### DATA SHOWN
☆ ☆ ☆ ☆ ☆
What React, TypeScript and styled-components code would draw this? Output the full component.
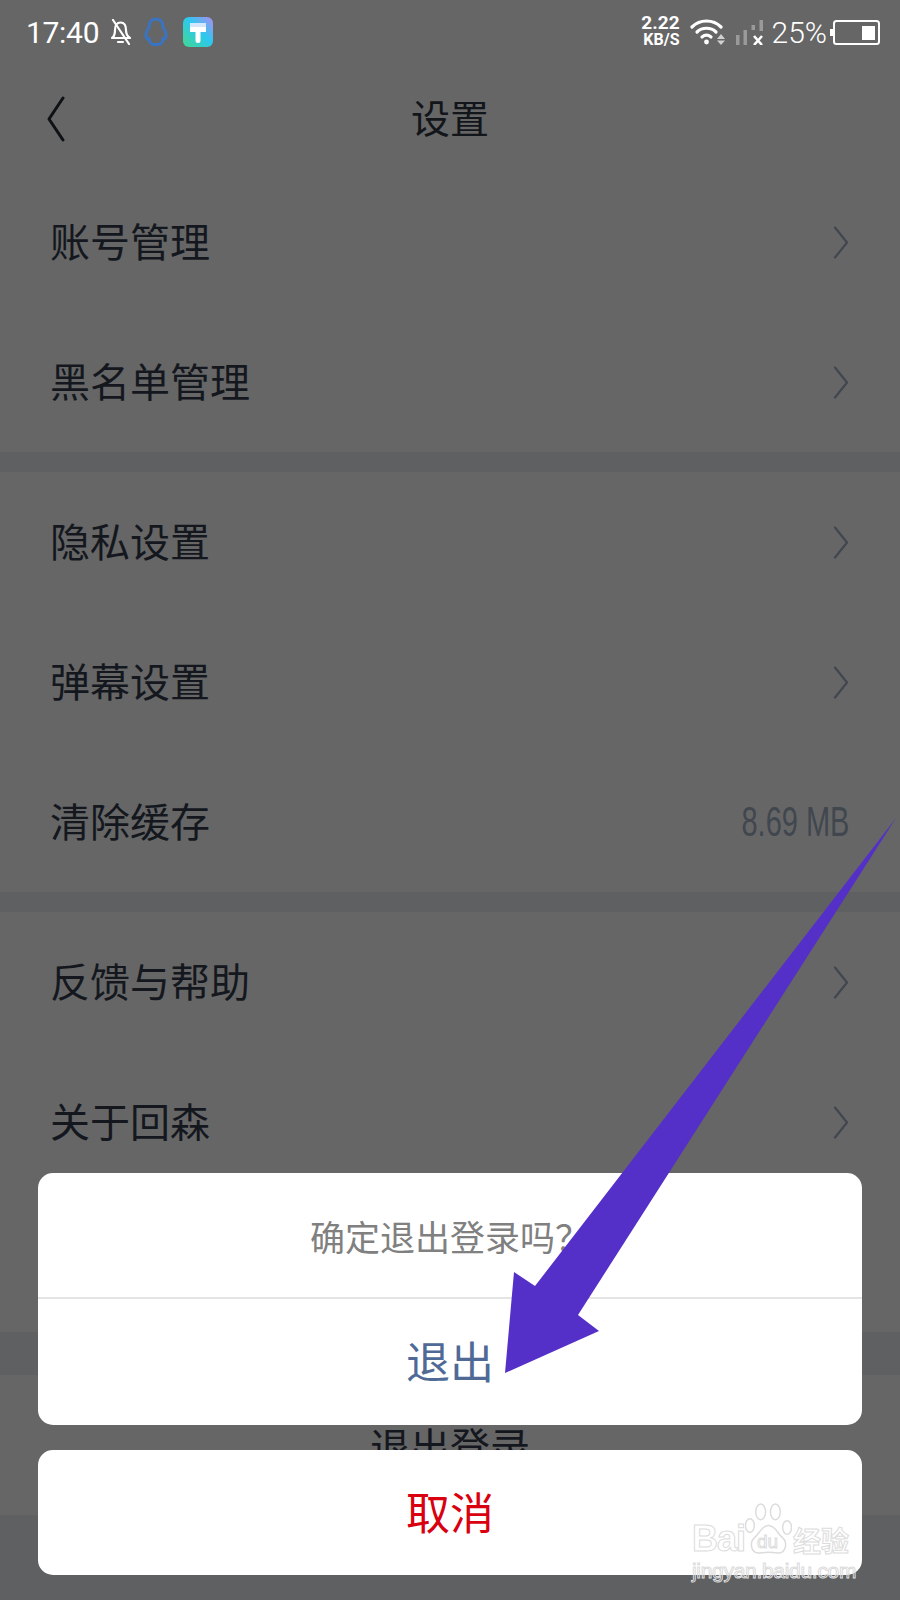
import React from 'react'
import styled, { createGlobalStyle } from 'styled-components'

const CJK = `"Noto Sans CJK SC", "Noto Sans", sans-serif`

const GlobalStyle = createGlobalStyle`
	html, body {
		margin: 0;
		padding: 0;
		background: #666666;
	}
	* {
		box-sizing: border-box;
	}
`

const Chevron = () => (
	<svg width="16" height="33" viewBox="0 0 16 33" fill="none">
		<path d="M2 1.500 L14 16.500 L2 31.500" stroke="#41474f" strokeWidth="2.200" strokeLinecap="round" strokeLinejoin="round" />
	</svg>
)

const BellOff = () => (
	<svg width="22" height="26" viewBox="0 0 22 26" fill="none" stroke="#fff" strokeWidth="2.200" strokeLinecap="round" strokeLinejoin="round">
		<path d="M2 19 C5 17 5 14 5 11 C5 6 7 3.500 10.500 3.500 C14 3.500 16 6 16 11 C16 14 16.500 17 20 19 Z" />
		<path d="M8 23 H13" />
		<path d="M3 1 L19 25" />
	</svg>
)

const QQ = () => (
	<svg width="26" height="30" viewBox="0 0 26 30" fill="none" stroke="#3a74c0" strokeWidth="3" strokeLinejoin="round">
		<path d="M13 2 C18.500 2 20 6.500 20 10.500 C22.500 14 24 18 22.500 21 C21.500 23 20.500 21.500 20 21 C20 23 19.500 25 18 26.500 C16 28 15 27.500 13 27.500 C11 27.500 10 28 8 26.500 C6.500 25 6 23 6 21 C5.500 21.500 4.500 23 3.500 21 C2 18 3.500 14 6 10.500 C6 6.500 7.500 2 13 2 Z" />
	</svg>
)

const BrushApp = () => (
	<svg width="30" height="30" viewBox="0 0 30 30">
		<defs>
			<linearGradient id="brushBg" x1="0" y1="1" x2="1" y2="0">
				<stop offset="0" stopColor="#42d88f" />
				<stop offset="0.55" stopColor="#2cc8f0" />
				<stop offset="1" stopColor="#b18bf0" />
			</linearGradient>
		</defs>
		<rect width="30" height="30" rx="6" fill="url(#brushBg)" />
		<rect x="7" y="6" width="16" height="4" fill="#d4e6fb" />
		<path d="M7 10 H23 V15 H17.500 V24 Q17.500 26 15 26 Q12.500 26 12.500 24 V15 H7 Z" fill="#fff" />
	</svg>
)

const Wifi = () => (
	<svg width="36" height="26" viewBox="0 0 36 26" fill="none" stroke="#fff" strokeWidth="3.200" strokeLinecap="round">
		<path d="M2 8 C10 0 23 0 31 8" />
		<path d="M7 13 C12 8 21 8 26 13" />
		<path d="M12 18 C15 15.500 18 15.500 21 18" />
		<circle cx="16.500" cy="23" r="2.400" fill="#fff" stroke="none" />
		<path d="M31 15 L35 20 H27 Z M31 26 L27 21.500 H35 Z" fill="#d0d0d0" stroke="none" />
	</svg>
)

const Signal = () => (
	<svg width="28" height="25" viewBox="0 0 28 25">
		<rect x="0" y="15" width="3.500" height="10" fill="#9a9a9a" />
		<rect x="7.500" y="10" width="3.500" height="15" fill="#9a9a9a" />
		<rect x="15.500" y="5" width="3.500" height="5" fill="#9a9a9a" />
		<rect x="23.500" y="0" width="3.500" height="11" fill="#9a9a9a" />
		<path d="M18 16 L26 25 M26 16 L18 25" stroke="#fff" strokeWidth="2.600" />
	</svg>
)

const Battery = () => (
	<svg width="50" height="25" viewBox="0 0 50 25">
		<rect x="0" y="9" width="3" height="7" fill="#fff" />
		<rect x="4" y="1" width="45" height="23" rx="2.500" fill="none" stroke="#fff" strokeWidth="2" />
		<rect x="32" y="6" width="13" height="14" fill="#fff" />
	</svg>
)

const Paw = () => (
	<svg width="47" height="52" viewBox="0 0 48 53" fill="none" stroke="#dcdcdc" strokeWidth="1.500">
		<ellipse cx="16" cy="9" rx="5" ry="8" />
		<ellipse cx="31" cy="9" rx="5" ry="8" />
		<ellipse cx="5" cy="23" rx="4.500" ry="7" />
		<ellipse cx="43" cy="25" rx="4.500" ry="7" />
		<path d="M24 23 C31 23 33 31 38 35 C44 40 42 52 33 51 C27 50 21 50 15 51 C6 52 4 40 10 35 C15 31 17 23 24 23 Z" />
	</svg>
)

const settingGroups: { label: string; value?: string }[][] = [
	[{ label: '账号管理' }, { label: '黑名单管理' }],
	[{ label: '隐私设置' }, { label: '弹幕设置' }, { label: '清除缓存', value: '8.69 MB' }],
	[{ label: '反馈与帮助' }, { label: '关于回森' }, { label: '' }],
]

export default function App() {
	return (
		<>
			<GlobalStyle />
			<Screen>
				<StatusBar>
					<LeftStatus>
						<Clock>17:40</Clock>
						<BellOff />
						<QQ />
						<BrushSlot><BrushApp /></BrushSlot>
					</LeftStatus>
					<RightStatus>
						<NetSpeed>
							<span>2.22</span>
							<NetUnit>KB/S</NetUnit>
						</NetSpeed>
						<Wifi />
						<Signal />
						<Percent>25%</Percent>
						<Battery />
					</RightStatus>
				</StatusBar>
				<Header>
					<BackButton>
						<svg width="20" height="46" viewBox="0 0 20 46" fill="none">
							<path d="M17 2 L3 23 L17 44" stroke="#0e1116" strokeWidth="3" strokeLinecap="round" strokeLinejoin="round" />
						</svg>
					</BackButton>
					<Title>设置</Title>
				</Header>
				{settingGroups.map((group, i) => (
					<Group key={i}>
						{group.map((row, j) => (
							<Row key={j}>
								<RowLabel>{row.label}</RowLabel>
								{row.value ? <RowValue>{row.value}</RowValue> : row.label ? <Chevron /> : null}
							</Row>
						))}
					</Group>
				))}
				<LogoutBand />
				<LogoutRow>退出登录</LogoutRow>
				<BottomFill />
				<Sheet>
					<SheetCard>
						<Question>确定退出登录吗？</Question>
						<SheetAction $color="#4f6a96" $height={126}>退出</SheetAction>
					</SheetCard>
					<SheetCard>
						<SheetAction $color="#d9000f" $height={125}>取消</SheetAction>
					</SheetCard>
				</Sheet>
				<Arrow viewBox="0 0 900 1600" width="900" height="1600">
					<path d="M896 818 L535 1286 L514 1272 L505 1373 L599 1331 L578 1315 Z" fill="#5530c8" />
				</Arrow>
				<Watermark>
					<WatermarkTop>
						<WatermarkWord>Bai</WatermarkWord>
						<PawSlot><Paw /><PawText>du</PawText></PawSlot>
						<WatermarkCn>经验</WatermarkCn>
					</WatermarkTop>
					<WatermarkUrl>jingyan.baidu.com</WatermarkUrl>
				</Watermark>
			</Screen>
		</>
	)
}

const Screen = styled.div`
	position: relative;
	display: flex;
	flex-direction: column;
	width: 900px;
	height: 1600px;
	overflow: hidden;
	background: #666666;
	font-family: ${CJK};
`

const StatusBar = styled.div`
	display: flex;
	align-items: center;
	justify-content: space-between;
	height: 60px;
	padding: 4px 20px 0 26px;
	color: #ffffff;
`

const LeftStatus = styled.div`
	display: flex;
	align-items: center;
	gap: 11px;
`

const BrushSlot = styled.div`
	display: flex;
	margin-left: 3px;
`

const RightStatus = styled.div`
	display: flex;
	align-items: center;
	gap: 10px;
`

const Clock = styled.span`
	font-family: Roboto, sans-serif;
	font-size: 30px;
	font-weight: 400;
	letter-spacing: -0.3px;
`

const NetSpeed = styled.div`
	display: flex;
	flex-direction: column;
	align-items: flex-end;
	padding-bottom: 2px;
	font-family: Roboto, sans-serif;
	font-size: 19px;
	font-weight: 700;
	line-height: 17px;
`

const NetUnit = styled.span`
	font-size: 16px;
	font-weight: 700;
`

const Percent = styled.span`
	margin: 0 -7px 0 -2px;
	font-family: Roboto, sans-serif;
	font-size: 30px;
	font-weight: 300;
`

const Header = styled.div`
	display: grid;
	grid-template-columns: 1fr auto 1fr;
	align-items: center;
	height: 112px;
	padding: 0 46px;
`

const BackButton = styled.div`
	display: flex;
	justify-self: start;
	margin-top: 6px;
`

const Title = styled.div`
	font-size: 39px;
	color: #12151a;
`

const Group = styled.div`
	display: flex;
	flex-direction: column;
	border-bottom: 20px solid #5e6062;
	&:nth-of-type(5) {
		border-bottom: 0;
	}
`

const Row = styled.div`
	display: flex;
	align-items: center;
	justify-content: space-between;
	height: 140px;
	padding: 0 51px 0 50px;
`

const RowLabel = styled.span`
	margin-bottom: 4px;
	font-size: 40px;
	color: #14181e;
`

const RowValue = styled.span`
	display: inline-block;
	font-family: "Liberation Sans", sans-serif;
	font-size: 42px;
	color: #41474f;
	transform: scaleX(0.69);
	transform-origin: right center;
`

const LogoutBand = styled.div`
	height: 43px;
	background: #5e6062;
`

const LogoutRow = styled.div`
	display: flex;
	align-items: center;
	justify-content: center;
	height: 140px;
	font-size: 40px;
	color: #14181e;
`

const BottomFill = styled.div`
	flex: 1;
	background: #5e6062;
`

const Sheet = styled.div`
	position: absolute;
	left: 38px;
	right: 38px;
	top: 1173px;
	display: flex;
	flex-direction: column;
	gap: 25px;
`

const SheetCard = styled.div`
	display: flex;
	flex-direction: column;
	border-radius: 15px;
	background: #ffffff;
	overflow: hidden;
`

const Question = styled.div`
	display: flex;
	align-items: center;
	justify-content: center;
	height: 126px;
	border-bottom: 2px solid #e4e4e4;
	font-size: 35px;
	color: #808080;
`

const SheetAction = styled.div<{ $color: string; $height: number }>`
	display: flex;
	align-items: center;
	justify-content: center;
	height: ${(props) => props.$height}px;
	padding-bottom: 4px;
	font-size: 44px;
	color: ${(props) => props.$color};
`

const Arrow = styled.svg`
	position: absolute;
	left: 0;
	top: 0;
	pointer-events: none;
`

const Watermark = styled.div`
	position: absolute;
	left: 692px;
	top: 1503px;
	display: flex;
	flex-direction: column;
	color: transparent;
`

const WatermarkTop = styled.div`
	display: flex;
	align-items: flex-end;
	height: 52px;
`

const WatermarkWord = styled.span`
	width: 53px;
	font-family: "Liberation Sans", sans-serif;
	font-size: 36px;
	font-weight: 700;
	line-height: 32px;
	letter-spacing: -1px;
	-webkit-text-stroke: 1px #dcdcdc;
`

const PawSlot = styled.div`
	position: relative;
	display: flex;
	width: 48px;
`

const PawText = styled.span`
	position: absolute;
	left: 12px;
	bottom: 4px;
	font-family: "Liberation Sans", sans-serif;
	font-size: 19px;
	line-height: 19px;
	-webkit-text-stroke: 1px #dcdcdc;
`

const WatermarkCn = styled.span`
	font-size: 28px;
	line-height: 30px;
	font-weight: 700;
	-webkit-text-stroke: 1px #dcdcdc;
`

const WatermarkUrl = styled.div`
	margin-top: 4px;
	font-family: "Liberation Sans", sans-serif;
	font-size: 21px;
	line-height: 24px;
	letter-spacing: -0.3px;
	-webkit-text-stroke: 1px #dcdcdc;
`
☆ ☆ ☆ ☆ ☆
### WRITTEN EXERCISE
Scan the data above and copy every line with "React" in it.

### RESULT OF THE TASK
What React, TypeScript and styled-components code would draw this? Output the full component.
import React from 'react'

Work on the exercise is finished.